Time is a unique commodity

Posted on: January 17th, 2014 by admin No Comments

By Dr. Shree Nanguneri

 Time is a unique commodity, so precious with a zero shelf life.

Leverage it wisely with your people and customers.

Tweet # 59

time-is-a-unique-commodityThe purpose of our life on this earth is to take the journey, enjoy it, make a difference when we arrive at the destination so that the next journeyman would have a greater experience and also look forward to it.

There is a saying that “opportunity knocks on the door only once and so greet it with open hearts and hands.”

During my traveling years, often some event would occur that would have me pause and wonder as to why this happened? I would be interested in the root cause and try rigorously finding a solution to fix the problem hoping that it would never occur again. I would engage myself totally into it and even pursue the source and try finding a resolution with them. I invested precious time into it and in some cases I received an acknowledgment, while with the rest, I didn’t receive a nod or “in receipt of your letter,” so to speak.  This was going on for months on my root cause finding and solving spree.

I then asked myself, how do I leverage my time, knowledge, and experience wisely with people and my customers?

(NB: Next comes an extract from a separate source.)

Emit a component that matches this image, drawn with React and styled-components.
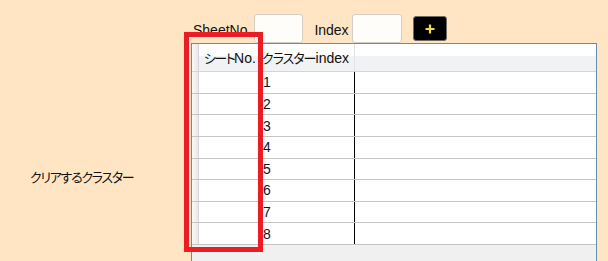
import React from "react";
import styled, { createGlobalStyle } from "styled-components";

const Global = createGlobalStyle`
  html, body { margin: 0; padding: 0; overflow: hidden; }
  body {
    background: #ffe5c3;
    font-family: "Liberation Sans", "Noto Sans CJK JP", sans-serif;
    font-size: 14px;
    color: #111;
  }
`;

const Page = styled.div`
  position: relative;
  width: 608px;
  height: 261px;
  display: grid;
  grid-template-columns: 191px 406px;
  grid-template-rows: 43px 270px;
  background: #ffe5c3;
`;

const LabelCell = styled.div`
  grid-column: 1;
  grid-row: 2;
  display: flex;
  align-items: center;
  padding: 0 0 4px 30px;
`;

const Kana = styled.span`
  font-family: "Noto Sans CJK JP", sans-serif;
  font-size: 13px;
  font-feature-settings: "palt";
  letter-spacing: ${(p) => p.$ls || "-1.3px"};
  white-space: nowrap;
`;

const Toolbar = styled.div`
  grid-column: 2;
  grid-row: 1;
  display: flex;
  align-items: center;
  padding: 14px 0 0 2px;
  height: 43px;
  box-sizing: border-box;
`;

const FieldLabel = styled.span`
  margin-left: ${(p) => p.$ml || 0}px;
  padding-top: 3px;
  white-space: nowrap;
`;

const Field = styled.input`
  box-sizing: border-box;
  width: ${(p) => p.$w}px;
  height: 29px;
  margin-left: 3px;
  border: 1px solid #d5cec5;
  border-radius: 3px;
  background: #fffdf9;
  outline: none;
  padding: 0 3px;
`;

const AddButton = styled.button`
  box-sizing: border-box;
  width: 34px;
  height: 25px;
  margin-left: 11px;
  background: #000;
  border: 1px solid #6e6a62;
  border-radius: 3px;
  display: flex;
  align-items: center;
  justify-content: center;
  padding: 0;
`;

const Table = styled.div`
  grid-column: 2;
  grid-row: 2;
  box-sizing: border-box;
  border: 1px solid #688caf;
  background: #f0f0f0;
  display: flex;
  flex-direction: column;
  overflow: hidden;
`;

const HeaderRow = styled.div`
  display: flex;
  height: 28px;
  box-sizing: border-box;
  border-bottom: 1px solid #d5d5d5;
  background: linear-gradient(to bottom, #ffffff 0%, #ffffff 44%, #f1f2f4 44%, #f1f2f4 100%);
`;

const HeaderCell = styled.div`
  box-sizing: border-box;
  width: ${(p) => (p.$w ? `${p.$w}px` : "auto")};
  flex: ${(p) => (p.$w ? "none" : "1")};
  display: flex;
  align-items: center;
  padding-left: ${(p) => p.$pl || 0}px;
  border-right: ${(p) => (p.$w ? "1px solid #e2e3e6" : "none")};
  white-space: nowrap;
  overflow: hidden;
`;

const Row = styled.div`
  display: flex;
  height: 21.625px;
  box-sizing: border-box;
  border-bottom: 1px solid #c4c4c4;
  background: #fff;
`;

const Gutter = styled.div`
  width: 7px;
  flex: none;
  box-sizing: border-box;
  border-right: 1px solid #d6d6d6;
  background: linear-gradient(to right, #f9f9f9, #e9e9e9);
`;

const Cell = styled.div`
  box-sizing: border-box;
  width: ${(p) => (p.$w ? `${p.$w}px` : "auto")};
  flex: ${(p) => (p.$w ? "none" : "1")};
  border-right: ${(p) => (p.$w ? "1px solid #000" : "none")};
  padding-left: 3px;
  display: flex;
  align-items: center;
  color: #11122e;
`;

const Highlight = styled.div`
  position: absolute;
  left: 184px;
  top: 32px;
  width: 79px;
  height: 220px;
  box-sizing: border-box;
  border: 5px solid #ec1c24;
  pointer-events: none;
`;

const rows = [1, 2, 3, 4, 5, 6, 7, 8];

export default function App() {
  return (
    <>
      <Global />
      <Page>
        <LabelCell>
          <Kana>クリアするクラスター</Kana>
        </LabelCell>
        <Toolbar>
          <FieldLabel>SheetNo.</FieldLabel>
          <Field $w={49} />
          <FieldLabel $ml={11}>Index</FieldLabel>
          <Field $w={50} />
          <AddButton>
            <svg width="10" height="10" viewBox="0 0 10 10">
              <path d="M5 0.5V9.5M0.5 5H9.5" stroke="#f7d54a" strokeWidth="2.2" />
            </svg>
          </AddButton>
        </Toolbar>
        <Table>
          <HeaderRow>
            <Gutter />
            <HeaderCell $w={61} $pl={5}>
              <Kana $ls="-1.6px">シート</Kana>No.
            </HeaderCell>
            <HeaderCell $w={95} $pl={2}>
              <Kana $ls="-1px">クラスター</Kana>index
            </HeaderCell>
            <HeaderCell />
          </HeaderRow>
          {rows.map((n) => (
            <Row key={n}>
              <Gutter />
              <Cell $w={61} />
              <Cell $w={95}>{n}</Cell>
              <Cell />
            </Row>
          ))}
        </Table>
        <Highlight />
      </Page>
    </>
  );
}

It dawned on me that all the time I had invested in finding solutions didn’t pay off nor were they pleasant to the person at the receiving end.  Instead, I started something different as I realized that lost time cold never be brought back, nor can I store or shelf away the current precious time I had on my hands. So I asked myself, what would be the best thing to do and have fun along the journey and make it a better place for the next traveler?

This was the time, I also happened to travel more frequently, meaning more opportunities for mistakes, errors, blunders, missed information, leading to all sorts of defects, delays and deviations in my travel plans.  I then said, it is better to sit back and relax finding ways to engage in a conversation with people rather than my book or PC. I then tried a weird experiment of communicating positively with the flight attendant. When she came to me to serve my lunch, I politely asked if it would be fine with her if I can have my meals later at her convenience after she served everyone’s meals. She wasn’t surprised at the request, but her eyes did light up when I added “at her convenience,” as most passengers on her list would want it at their convenience. So she said smilingly, “yes of course sir.” I got the “sir” title as I was sitting in business class, I suppose.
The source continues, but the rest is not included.